Interestingly, I think the Naturalist in this position may want to argue for an epistemological position called “Contextualism” which goes something like this:
David Lewis’s contextualism takes off from the intuitive infallibilist claim that one knows that p just in case one’s evidence eliminates all possibilities in which not-p. This does not lead to skepticism (in all contexts), however, because the scope of “all” is taken to be contextually restricted. Thus, Lewis adds to this biconditional, soto voce, ” -Psst! – except for those possibilities that we are properly ignoring.”

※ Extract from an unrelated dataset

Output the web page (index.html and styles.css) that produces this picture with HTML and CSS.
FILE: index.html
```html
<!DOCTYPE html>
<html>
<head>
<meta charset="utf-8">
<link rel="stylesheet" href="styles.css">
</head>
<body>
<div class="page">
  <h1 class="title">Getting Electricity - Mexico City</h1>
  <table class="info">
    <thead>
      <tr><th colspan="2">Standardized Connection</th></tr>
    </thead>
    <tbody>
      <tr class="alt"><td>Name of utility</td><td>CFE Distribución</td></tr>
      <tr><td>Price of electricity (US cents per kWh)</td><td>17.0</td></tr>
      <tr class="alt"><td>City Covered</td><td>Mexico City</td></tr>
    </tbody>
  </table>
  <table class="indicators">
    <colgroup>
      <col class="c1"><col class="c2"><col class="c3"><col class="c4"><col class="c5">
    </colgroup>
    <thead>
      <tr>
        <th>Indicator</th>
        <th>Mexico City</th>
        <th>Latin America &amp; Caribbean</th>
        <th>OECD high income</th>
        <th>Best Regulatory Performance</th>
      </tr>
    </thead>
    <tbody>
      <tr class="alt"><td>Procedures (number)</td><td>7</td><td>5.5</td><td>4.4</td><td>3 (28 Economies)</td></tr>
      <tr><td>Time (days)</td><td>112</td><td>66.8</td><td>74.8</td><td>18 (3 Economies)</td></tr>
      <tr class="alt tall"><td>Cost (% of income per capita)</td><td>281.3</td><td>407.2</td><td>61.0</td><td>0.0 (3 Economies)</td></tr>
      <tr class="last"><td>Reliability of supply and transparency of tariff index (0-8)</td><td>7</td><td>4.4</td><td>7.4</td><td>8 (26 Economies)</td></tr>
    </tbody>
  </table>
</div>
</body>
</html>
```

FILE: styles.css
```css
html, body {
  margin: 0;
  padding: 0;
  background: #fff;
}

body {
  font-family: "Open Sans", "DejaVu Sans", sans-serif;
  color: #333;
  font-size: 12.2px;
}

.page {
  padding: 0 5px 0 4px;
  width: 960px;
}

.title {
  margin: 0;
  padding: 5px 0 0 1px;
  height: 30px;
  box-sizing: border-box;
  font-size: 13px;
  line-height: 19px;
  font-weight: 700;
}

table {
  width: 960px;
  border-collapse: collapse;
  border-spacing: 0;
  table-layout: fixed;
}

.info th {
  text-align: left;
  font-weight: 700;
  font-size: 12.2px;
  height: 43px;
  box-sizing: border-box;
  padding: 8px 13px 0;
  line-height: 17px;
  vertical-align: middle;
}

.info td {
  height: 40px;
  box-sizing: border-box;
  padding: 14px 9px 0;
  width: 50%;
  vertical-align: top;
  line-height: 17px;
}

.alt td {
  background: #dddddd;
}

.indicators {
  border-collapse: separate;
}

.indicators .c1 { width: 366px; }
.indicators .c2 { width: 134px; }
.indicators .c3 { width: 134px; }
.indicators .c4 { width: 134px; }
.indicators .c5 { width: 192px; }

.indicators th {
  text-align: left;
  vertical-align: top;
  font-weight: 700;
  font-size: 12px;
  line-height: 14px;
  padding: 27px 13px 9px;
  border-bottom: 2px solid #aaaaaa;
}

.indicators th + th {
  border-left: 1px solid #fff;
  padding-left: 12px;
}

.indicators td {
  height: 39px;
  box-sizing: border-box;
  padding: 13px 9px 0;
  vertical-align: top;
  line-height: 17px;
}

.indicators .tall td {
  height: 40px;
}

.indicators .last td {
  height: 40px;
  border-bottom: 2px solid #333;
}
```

~ Ernest Sosa, Jaegwon Kim, Jeremy Fantl, and Matthew McGrath “Epistemology: An Anthology” (second edition). Introduction to Part VIII, p.664
If nothing else, this argument at least stifles any naive scientistic claim to knowledge in which we can place all our confidence – it demonstrates that the results of the empirical method are always extremely tenuous. Moreover, it becomes evident that the Theist may be able to do better with empiricism. The Theist, even if she believes in strict determinism, is able to say that human beings are generally placed by God in an epistemic vantage point from which induction will reliably lead to knowledge concerning the created order. Notice that the connection between Theism and induction is stronger than people often recognize, precisely because Theism entails inductive-reliabilism and justifies the inductive method (something Hume and Humeans cannot do except pragmatically). It does so because all language about ‘God’ is analogous, and is therefore based on univocal/equivocal language about the world, much of which is tempered by inductive reasoning, thus even to say “God exists”, if it is a true proposition, entails that the language used is legitimate, and this language is predicated analogously, ergo etc.